Along with their right to promote certain opinions comes the responsibility to convey these opinions in a proper manner. This is not an opinion of mine, but rather that of the AAUP, a body responsible for defining what exactly academic freedom rights entail. Professors, according to the AAUP, “should exercise appropriate restraint” when speaking about controversial matters, and “should show respect for the opinions of others”. In endorsing a divisive, controversial event while failing to do so in a way that allows our students and faculty to engage in constructive dialogue, the Political Science Department has failed its students miserably. Like the right to free speech, academic freedom rights are not unbounded; the department has basically yelled “fire” on campus, and locked the doors to their department after doing so. By doing so, it has failed to accomplish one of the main benefits of academic freedom rights, that is, the approach of all ideas and issues with an open mind. Such a failure constitutes as a gross abuse of such rights.
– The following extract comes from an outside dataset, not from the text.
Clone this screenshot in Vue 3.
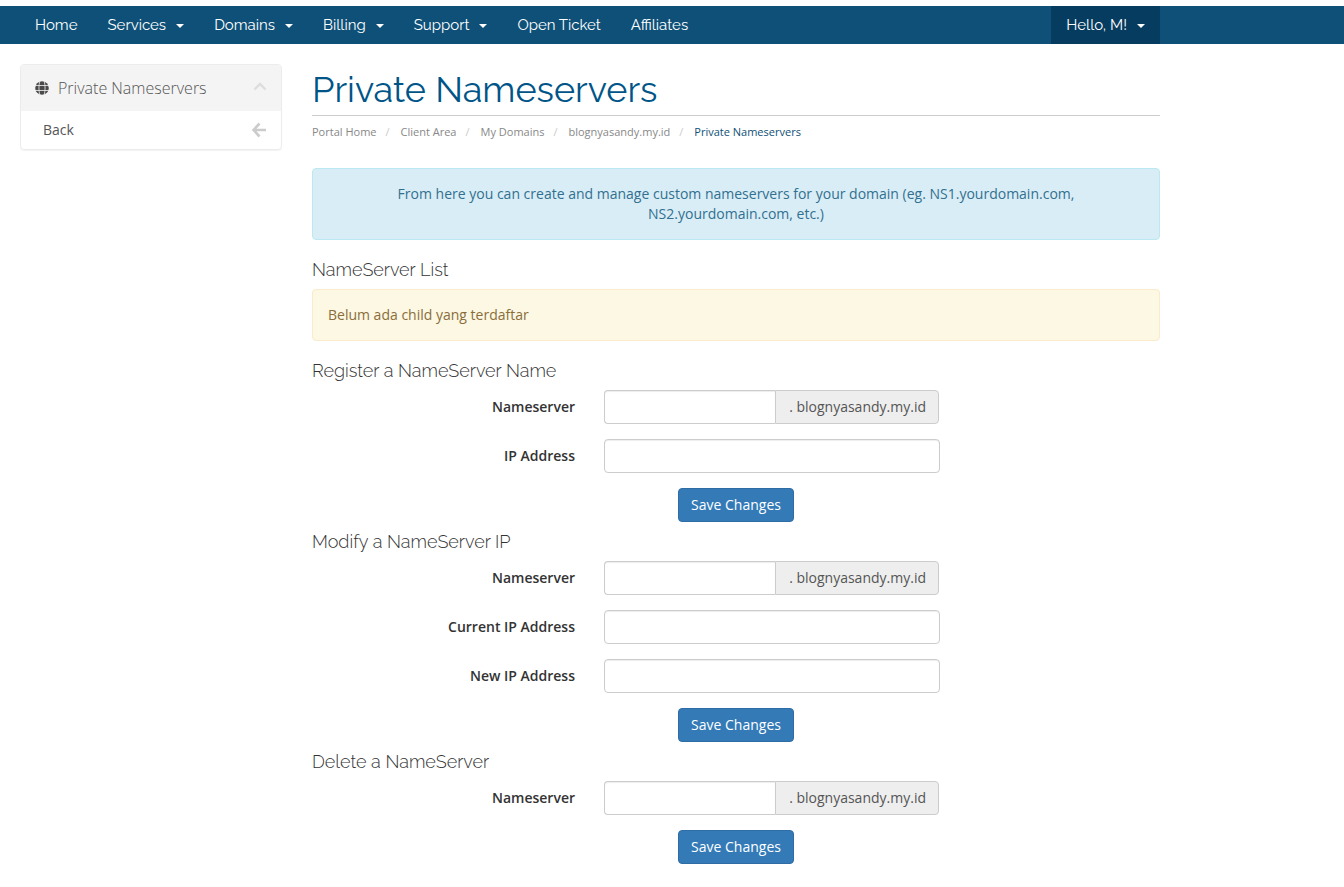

Moreover, I find the administration’s slow, halfhearted response to the issue to be appalling. Without any support or sympathy for students’ complaints, the administration seems complacent in a department’s clear abuse of its rights and responsibilities. Furthermore, the administration has failed to consult any student group before issuing its statement in support of the Political Science’s sponsorship decision. I believe this approach to be indicative of the respect, or lack thereof, which they have for students on campus. Whereas I understand its hesitation, the administration has clearly failed to represent and act for its own constituents.

While fully cognizant of the academic freedom rights enumerated to Brooklyn College faculty members, I truly regret the divisive attitude with which both the Political Science Department and the Administration have approached the department’s recent decision to sponsor a BDS event. I sincerely hope that, should a similar scenario occur in the future, the administration act in a more responsible, sensible manner. Regardless of those involved, more respect is due to the students of Brooklyn College.